WHAT YOU NEED TO DO ->
Skip the pictures and quote all of the lines exactly.

INFORMATION SUPPLIED ->
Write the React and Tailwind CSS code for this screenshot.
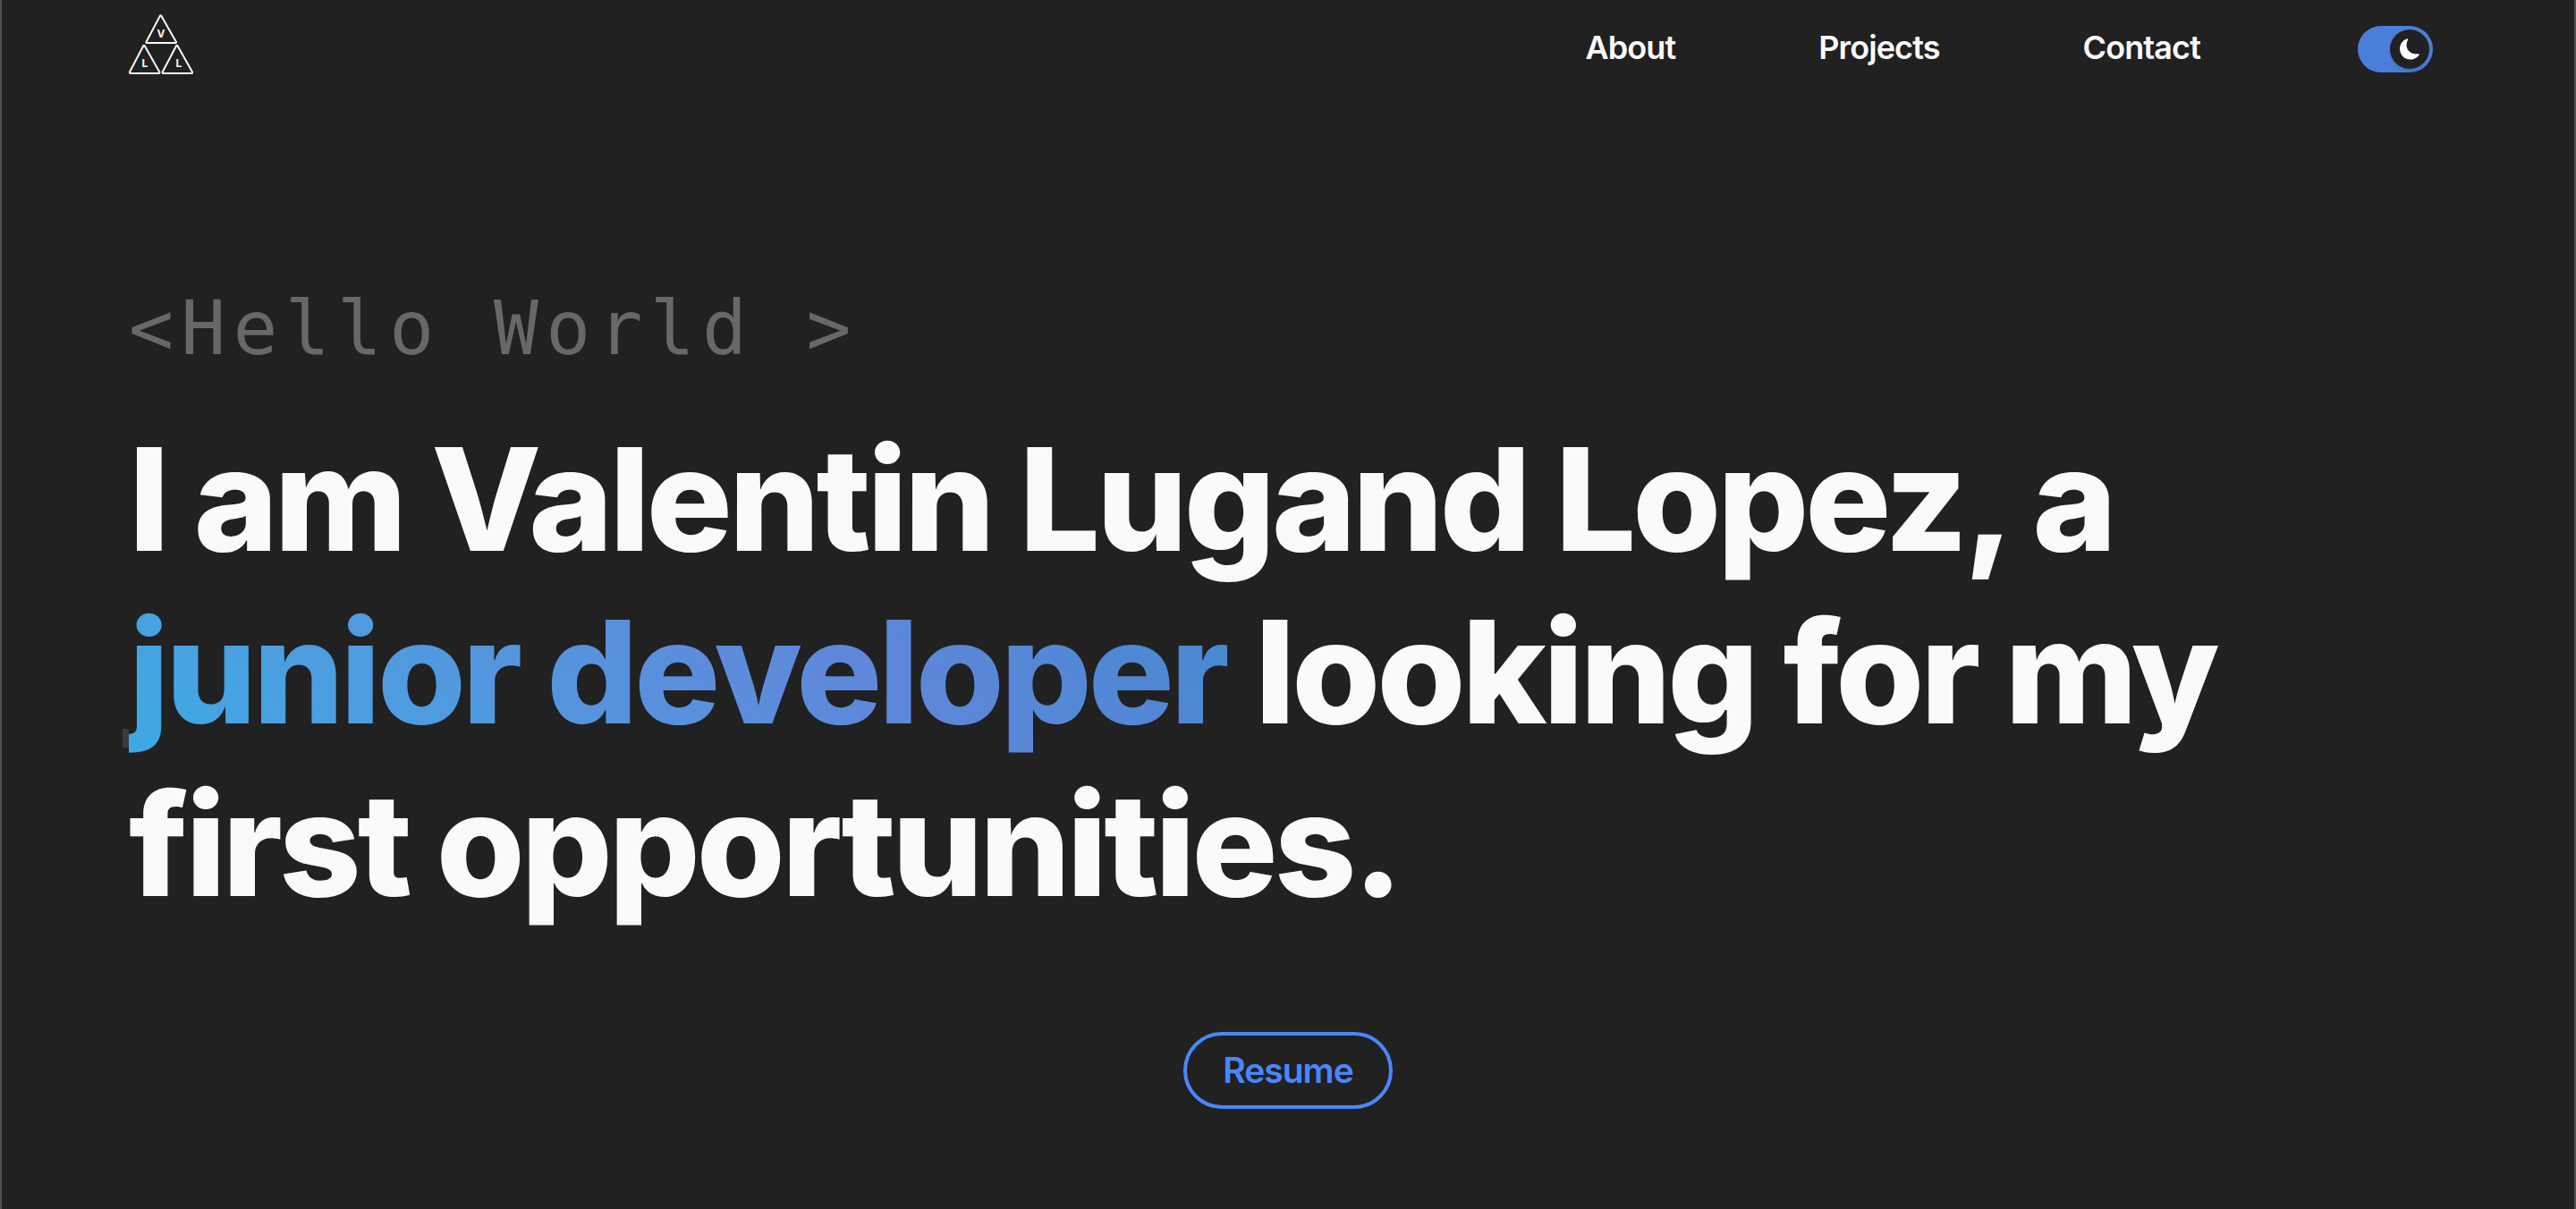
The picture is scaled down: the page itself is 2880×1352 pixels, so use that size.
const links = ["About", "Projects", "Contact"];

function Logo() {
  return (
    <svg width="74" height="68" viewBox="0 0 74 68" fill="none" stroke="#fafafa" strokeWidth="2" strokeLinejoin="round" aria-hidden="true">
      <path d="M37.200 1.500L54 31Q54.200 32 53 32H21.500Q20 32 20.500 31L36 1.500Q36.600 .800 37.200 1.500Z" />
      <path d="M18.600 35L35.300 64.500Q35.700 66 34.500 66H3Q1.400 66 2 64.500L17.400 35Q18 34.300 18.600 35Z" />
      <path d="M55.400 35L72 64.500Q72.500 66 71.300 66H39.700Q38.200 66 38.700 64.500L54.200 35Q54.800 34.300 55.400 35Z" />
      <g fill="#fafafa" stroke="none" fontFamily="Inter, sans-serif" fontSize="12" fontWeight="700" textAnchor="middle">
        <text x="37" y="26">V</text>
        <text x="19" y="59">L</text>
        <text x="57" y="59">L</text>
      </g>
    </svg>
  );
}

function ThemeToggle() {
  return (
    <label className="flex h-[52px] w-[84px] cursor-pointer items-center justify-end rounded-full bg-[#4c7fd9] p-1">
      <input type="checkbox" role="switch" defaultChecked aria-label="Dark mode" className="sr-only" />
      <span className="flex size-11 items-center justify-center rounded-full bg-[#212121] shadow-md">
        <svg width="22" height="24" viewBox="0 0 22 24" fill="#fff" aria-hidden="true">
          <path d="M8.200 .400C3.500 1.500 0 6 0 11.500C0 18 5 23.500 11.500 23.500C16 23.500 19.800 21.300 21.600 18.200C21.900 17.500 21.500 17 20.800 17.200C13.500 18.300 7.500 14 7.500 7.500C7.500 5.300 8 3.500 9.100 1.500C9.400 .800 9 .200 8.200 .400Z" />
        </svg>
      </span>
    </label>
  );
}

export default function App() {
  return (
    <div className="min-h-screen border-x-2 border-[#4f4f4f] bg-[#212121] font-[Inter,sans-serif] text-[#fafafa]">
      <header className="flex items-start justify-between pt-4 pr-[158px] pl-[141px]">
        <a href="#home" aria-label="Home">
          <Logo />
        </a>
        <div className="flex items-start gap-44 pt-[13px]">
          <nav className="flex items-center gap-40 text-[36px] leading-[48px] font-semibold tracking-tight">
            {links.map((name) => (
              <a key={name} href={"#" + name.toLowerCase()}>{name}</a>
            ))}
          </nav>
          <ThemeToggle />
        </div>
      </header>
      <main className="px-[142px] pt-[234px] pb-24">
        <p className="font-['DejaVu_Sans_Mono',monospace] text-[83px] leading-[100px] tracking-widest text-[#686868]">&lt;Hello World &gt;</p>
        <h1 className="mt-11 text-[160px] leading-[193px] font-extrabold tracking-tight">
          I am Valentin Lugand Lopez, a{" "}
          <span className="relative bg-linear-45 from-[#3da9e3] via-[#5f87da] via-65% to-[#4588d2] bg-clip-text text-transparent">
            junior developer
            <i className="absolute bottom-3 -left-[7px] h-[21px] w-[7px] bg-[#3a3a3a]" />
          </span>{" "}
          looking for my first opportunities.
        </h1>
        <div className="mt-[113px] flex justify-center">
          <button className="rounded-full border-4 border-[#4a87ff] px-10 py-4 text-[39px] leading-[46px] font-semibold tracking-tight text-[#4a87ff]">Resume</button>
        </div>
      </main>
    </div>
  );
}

PROBLEM SOLUTION ->
Write the React and Tailwind CSS code for this screenshot.
The picture is scaled down: the page itself is 2880×1352 pixels, so use that size.
const links = ["About", "Projects", "Contact"];

function Logo() {
  return (
    <svg width="74" height="68" viewBox="0 0 74 68" fill="none" stroke="#fafafa" strokeWidth="2" strokeLinejoin="round" aria-hidden="true">
      <path d="M37.200 1.500L54 31Q54.200 32 53 32H21.500Q20 32 20.500 31L36 1.500Q36.600 .800 37.200 1.500Z" />
      <path d="M18.600 35L35.300 64.500Q35.700 66 34.500 66H3Q1.400 66 2 64.500L17.400 35Q18 34.300 18.600 35Z" />
      <path d="M55.400 35L72 64.500Q72.500 66 71.300 66H39.700Q38.200 66 38.700 64.500L54.200 35Q54.800 34.300 55.400 35Z" />
      <g fill="#fafafa" stroke="none" fontFamily="Inter, sans-serif" fontSize="12" fontWeight="700" textAnchor="middle">
        <text x="37" y="26">V</text>
        <text x="19" y="59">L</text>
        <text x="57" y="59">L</text>
      </g>
    </svg>
  );
}

function ThemeToggle() {
  return (
    <label className="flex h-[52px] w-[84px] cursor-pointer items-center justify-end rounded-full bg-[#4c7fd9] p-1">
      <input type="checkbox" role="switch" defaultChecked aria-label="Dark mode" className="sr-only" />
      <span className="flex size-11 items-center justify-center rounded-full bg-[#212121] shadow-md">
        <svg width="22" height="24" viewBox="0 0 22 24" fill="#fff" aria-hidden="true">
          <path d="M8.200 .400C3.500 1.500 0 6 0 11.500C0 18 5 23.500 11.500 23.500C16 23.500 19.800 21.300 21.600 18.200C21.900 17.500 21.500 17 20.800 17.200C13.500 18.300 7.500 14 7.500 7.500C7.500 5.300 8 3.500 9.100 1.500C9.400 .800 9 .200 8.200 .400Z" />
        </svg>
      </span>
    </label>
  );
}

export default function App() {
  return (
    <div className="min-h-screen border-x-2 border-[#4f4f4f] bg-[#212121] font-[Inter,sans-serif] text-[#fafafa]">
      <header className="flex items-start justify-between pt-4 pr-[158px] pl-[141px]">
        <a href="#home" aria-label="Home">
          <Logo />
        </a>
        <div className="flex items-start gap-44 pt-[13px]">
          <nav className="flex items-center gap-40 text-[36px] leading-[48px] font-semibold tracking-tight">
            {links.map((name) => (
              <a key={name} href={"#" + name.toLowerCase()}>{name}</a>
            ))}
          </nav>
          <ThemeToggle />
        </div>
      </header>
      <main className="px-[142px] pt-[234px] pb-24">
        <p className="font-['DejaVu_Sans_Mono',monospace] text-[83px] leading-[100px] tracking-widest text-[#686868]">&lt;Hello World &gt;</p>
        <h1 className="mt-11 text-[160px] leading-[193px] font-extrabold tracking-tight">
          I am Valentin Lugand Lopez, a{" "}
          <span className="relative bg-linear-45 from-[#3da9e3] via-[#5f87da] via-65% to-[#4588d2] bg-clip-text text-transparent">
            junior developer
            <i className="absolute bottom-3 -left-[7px] h-[21px] w-[7px] bg-[#3a3a3a]" />
          </span>{" "}
          looking for my first opportunities.
        </h1>
        <div className="mt-[113px] flex justify-center">
          <button className="rounded-full border-4 border-[#4a87ff] px-10 py-4 text-[39px] leading-[46px] font-semibold tracking-tight text-[#4a87ff]">Resume</button>
        </div>
      </main>
    </div>
  );
}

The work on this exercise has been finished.